Credit utilization ratio: Tracks customer credit usage against approved limits.
Bad debt percentage: Measures unrecoverable receivables relative to total sales.
Credit approval turnaround time: Evaluates the speed of customer onboarding and review processes.
Policy exception rate: Tracks approvals made outside standard credit policies.
Collection effectiveness index: Measures how efficiently overdue balances are recovered.
Dispute resolution cycle time: Evaluates how quickly invoice disputes are resolved.
These indicators often support broader governance activities connected to Vendor Governance (Shared Services View), Customer Master Governance (Global View), and Global Chart of Accounts Governance.
How Credit Governance Metrics Are Interpreted
High or low values in credit governance measurements can signal different operational conditions.
A high DSO may indicate delayed collections, weaker customer payment behavior, or inefficient collections management. A lower DSO generally suggests faster cash recovery and stronger liquidity management.
A high policy exception rate can indicate inconsistent approval discipline or insufficient review controls. A low exception rate often reflects stronger compliance with internal credit standards and more reliable decision-making.
Higher bad debt percentages may signal elevated customer risk exposure or weak underwriting practices, while lower bad debt ratios typically reflect effective credit risk assessment and customer screening procedures.

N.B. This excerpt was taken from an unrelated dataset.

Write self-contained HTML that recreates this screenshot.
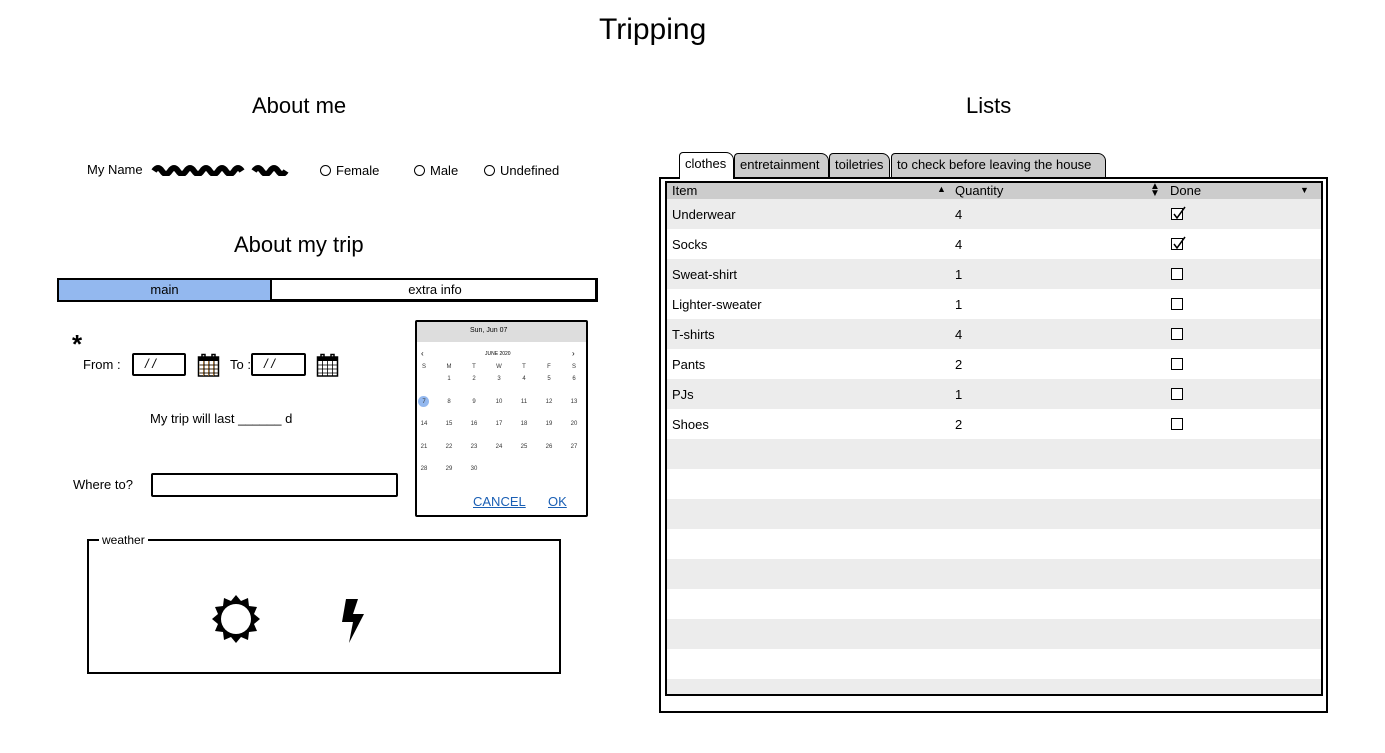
<!DOCTYPE html>
<html><head><meta charset="utf-8"><style>
*{margin:0;padding:0;box-sizing:border-box}
body{width:1385px;height:753px;background:#fff;position:relative;font-family:"Liberation Sans",sans-serif;color:#000;overflow:hidden}
.a{position:absolute;white-space:nowrap}
.t13{font-size:13px}
.rad{display:inline-block;width:11px;height:11px;border:1px solid #000;border-radius:50%;vertical-align:-1px;margin-right:5px}
.box{position:absolute;border:2px solid #000;border-radius:2px;background:#fff}
.cal .d{position:absolute;font-size:6px;color:#333;width:20px;text-align:center}
.row{position:absolute;left:0;width:654px;height:30px;font-size:13px}
.row span{position:absolute;top:8px}
.cb{position:absolute;left:504px;top:9px;width:12px;height:12px;border:1px solid #000;background:#fff}
.tab{position:absolute;top:153px;height:24px;border:1.5px solid #000;border-bottom:none;border-radius:4px 8px 0 0;background:#ccc;font-size:13px;padding:3px 5px 0}
</style></head><body>
<div class="a" style="left:599px;top:13px;font-size:30px">Tripping</div>
<div class="a" style="left:252px;top:93px;font-size:22px">About me</div>
<div class="a" style="left:966px;top:93px;font-size:22px">Lists</div>

<div class="a t13" style="left:87px;top:162px">My Name</div>
<svg class="a" style="left:150px;top:162px" width="145" height="14"><path d="M4 9 Q8 3 12 9 T20 9 T28 9 T36 9 T44 9 T52 9 T60 9 T68 9 T76 9 T84 9 T92 9 M104 9 Q108 3 112 9 T120 9 T128 9 T136 9" stroke="#000" stroke-width="6" fill="none"/></svg>
<div class="a t13" style="left:320px;top:163px"><span class="rad"></span>Female</div>
<div class="a t13" style="left:414px;top:163px"><span class="rad"></span>Male</div>
<div class="a t13" style="left:484px;top:163px"><span class="rad"></span>Undefined</div>

<div class="a" style="left:234px;top:232px;font-size:22px">About my trip</div>
<div class="a" style="left:57px;top:278px;width:541px;height:24px;border:2px solid #000;border-bottom-width:3px;border-right-width:3px;background:#fff"></div>
<div class="a t13" style="left:59px;top:280px;width:213px;height:20px;background:#93b8ef;text-align:center;line-height:20px;border-right:2px solid #000">main</div>
<div class="a t13" style="left:274px;top:280px;width:322px;height:20px;text-align:center;line-height:20px">extra info</div>

<div class="a" style="left:72px;top:331px;font-size:26px;font-weight:bold;line-height:26px">*</div>
<div class="a t13" style="left:83px;top:357px">From :</div>
<div class="box" style="left:132px;top:353px;width:54px;height:23px"></div>
<div class="a t13" style="left:145px;top:356px;font-style:italic">/ /</div>
<svg class="a" style="left:197px;top:353px" width="23" height="24"><rect x="1.5" y="4" width="20" height="19" fill="#fff" stroke="#000" stroke-width="1.5"/><rect x="1.5" y="4" width="20" height="4" fill="#000"/><path d="M2 12H21M2 16H21M2 20H21M6.5 8V23M11.5 8V23M16.5 8V23" stroke="#e08a1e" stroke-width="0.8"/><path d="M2 12H21M2 16H21M2 20H21M6.5 8V23M11.5 8V23M16.5 8V23" stroke="#000" stroke-width="0.8" transform="translate(0.6,0)"/><path d="M5 6V1.5H8V6M15 6V1.5H18V6" fill="none" stroke="#000" stroke-width="1.5"/></svg>
<div class="a t13" style="left:230px;top:357px">To :</div>
<div class="box" style="left:251px;top:353px;width:55px;height:23px"></div>
<div class="a t13" style="left:264px;top:356px;font-style:italic">/ /</div>
<svg class="a" style="left:316px;top:353px" width="23" height="24"><rect x="1.5" y="4" width="20" height="19" fill="#fff" stroke="#000" stroke-width="1.5"/><rect x="1.5" y="4" width="20" height="4" fill="#000"/><path d="M2 12H21M2 16H21M2 20H21M6.5 8V23M11.5 8V23M16.5 8V23" stroke="#000" stroke-width="0.8"/><path d="M5 6V1.5H8V6M15 6V1.5H18V6" fill="none" stroke="#000" stroke-width="1.5"/></svg>
<div class="a t13" style="left:150px;top:411px">My trip will last ______ d</div>
<div class="a t13" style="left:73px;top:477px">Where to?</div>
<div class="box" style="left:151px;top:473px;width:247px;height:24px"></div>

<div class="box cal" style="left:415px;top:320px;width:173px;height:197px">
<div class="a" style="left:0;top:0;width:169px;height:20px;background:#ddd"></div>
<div class="a" style="left:53px;top:5px;font-size:7px">Sun, Jun 07</div>
<div class="a" style="left:4px;top:27px;font-size:8px">‹</div>
<div class="a" style="left:155px;top:27px;font-size:8px">›</div>
<div class="a" style="left:68px;top:29px;font-size:5px">JUNE 2020</div>
<div class="a" style="left:0;top:398px"></div>
<div class="a" style="left:1px;top:74px;width:11px;height:11px;border-radius:50%;background:#93b8ef"></div>
<div id="g"></div>
<div class="a" style="left:56px;top:172px;font-size:13px;color:#1a5fb4;text-decoration:underline">CANCEL</div>
<div class="a" style="left:131px;top:172px;font-size:13px;color:#1a5fb4;text-decoration:underline">OK</div>
</div>

<fieldset class="a" style="left:87px;top:533px;width:474px;height:141px;border:2px solid #000;padding:0">
<legend style="font-size:12px;margin-left:10px;padding:0 3px">weather</legend></fieldset>
<svg class="a" style="left:212px;top:595px" width="48" height="48"><g transform="translate(24,24)"><path d="M0-24L5-18 12-21 13-13 21-12 18-5 24 0 18 5 21 12 13 13 12 21 5 18 0 24-5 18-12 21-13 13-21 12-18 5-24 0-18-5-21-12-13-13-12-21-5-18Z" fill="#000"/><circle r="15" fill="#fff"/></g></svg>
<svg class="a" style="left:340px;top:597px" width="30" height="48"><path d="M6 2H18L13 17H24L9 46 13 25H2Z" fill="#000"/></svg>

<div class="tab" style="left:734px;width:95px">entretainment</div>
<div class="tab" style="left:829px;width:61px">toiletries</div>
<div class="tab" style="left:891px;width:215px">to check before leaving the house</div>
<div class="tab" style="left:679px;width:55px;background:#fff;height:27px;top:152px;z-index:2">clothes</div>
<div class="a" style="left:659px;top:177px;width:669px;height:536px;border:2px solid #000;background:#fff"></div>
<div class="a" style="left:665px;top:181px;width:658px;height:515px;border:2px solid #000;overflow:hidden;background:#fff">
<div class="row" style="top:0;height:16px;background:#ccc"><span style="left:5px;top:0">Item</span><span style="left:270px;top:1px;font-size:9px">▲</span><span style="left:288px;top:0">Quantity</span><span style="left:483px;top:0;font-size:10px;line-height:7px">▲<br>▼</span><span style="left:503px;top:0">Done</span><span style="left:633px;top:2px;font-size:9px">▼</span></div>
<div id="rows"></div>
</div>
<script>
var items=[["Underwear",4,1],["Socks",4,1],["Sweat-shirt",1,0],["Lighter-sweater",1,0],["T-shirts",4,0],["Pants",2,0],["PJs",1,0],["Shoes",2,0]];
var h="";for(var i=0;i<17;i++){var t=16+i*30;var it=items[i];h+='<div class="row" style="top:'+t+'px;background:'+(i%2?'#fff':'#ececec')+'">';if(it){h+='<span style="left:5px">'+it[0]+'</span><span style="left:288px">'+it[1]+'</span><div class="cb">'+(it[2]?'<svg width="14" height="14" style="position:absolute;left:0;top:-3px"><path d="M2 8L5 12L13 1" stroke="#000" stroke-width="1.5" fill="none"/></svg>':'')+'</div>';}h+='</div>';}
document.getElementById("rows").innerHTML=h;
var g="",days="SMTWTFS";for(var c=0;c<7;c++)g+='<div class="d" style="left:'+(c*25-3)+'px;top:42px">'+days[c]+'</div>';
var d=1,r=0,c=1;while(d<=30){g+='<div class="d" style="left:'+(c*25-3)+'px;top:'+(54+r*22.5)+'px">'+d+'</div>';d++;c++;if(c>6){c=0;r++;}}
document.getElementById("g").outerHTML=g;
</script>
</body></html>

Finance leaders avoid interpreting individual metrics in isolation. For example, extremely low credit approval times may improve sales responsiveness but still require alignment with internal audit controls and portfolio quality standards.
Example of a Credit Governance Metric Calculation
A manufacturing company records annual credit sales of $24,000,000 and average accounts receivable of $4,000,000.
The finance team calculates days sales outstanding (DSO) using the following formula:
DSO = (Average Accounts Receivable ÷ Annual Credit Sales) × 365
DSO = ($4,000,000 ÷ $24,000,000) × 365 = 60.8 days
This means the company takes approximately 61 days on average to collect customer payments. Management may compare this result against industry benchmarks, customer terms, and historical trends to evaluate collection efficiency and liquidity performance.
If the organization reduces DSO from 61 days to 48 days through stronger invoice approval workflow controls and proactive collection strategies, working capital availability may improve significantly.
Business Applications of Credit Governance Metrics
Credit Governance Metrics support multiple strategic and operational decisions across finance functions.
Improving customer credit approval consistency
Supporting working capital optimization initiatives
Enhancing forecasting accuracy for liquidity planning
Strengthening regulatory and audit readiness
Reducing exposure to customer defaults
Aligning finance operations with Environmental, Social, and Governance (ESG) reporting objectives
Organizations frequently combine these metrics with Chart of Accounts (COA) Governance standards and centralized reporting structures to improve enterprise-wide financial visibility.
Best Practices for Managing Credit Governance Metrics
High-performing finance organizations establish clear governance structures and standardized reporting methods to maintain reliable credit oversight.
Define consistent metric ownership across finance teams
Use centralized customer and receivables data sources
Review credit exposures regularly by customer segment
Automate dashboard reporting for executive visibility
Align approval authority with documented credit policies
Integrate governance reviews into monthly finance reporting cycles
Many enterprises also align credit governance monitoring with treasury planning, working capital management, and strategic risk committees to improve long-term financial performance.
Summary
Credit Governance Metrics help organizations measure the effectiveness of credit policies, collection performance, customer risk management, and compliance controls. These metrics support stronger financial oversight, improved liquidity planning, better receivables management, and more informed decision-making. By combining operational indicators with governance standards and accurate financial data, businesses can strengthen credit discipline while supporting sustainable growth and cash flow performance.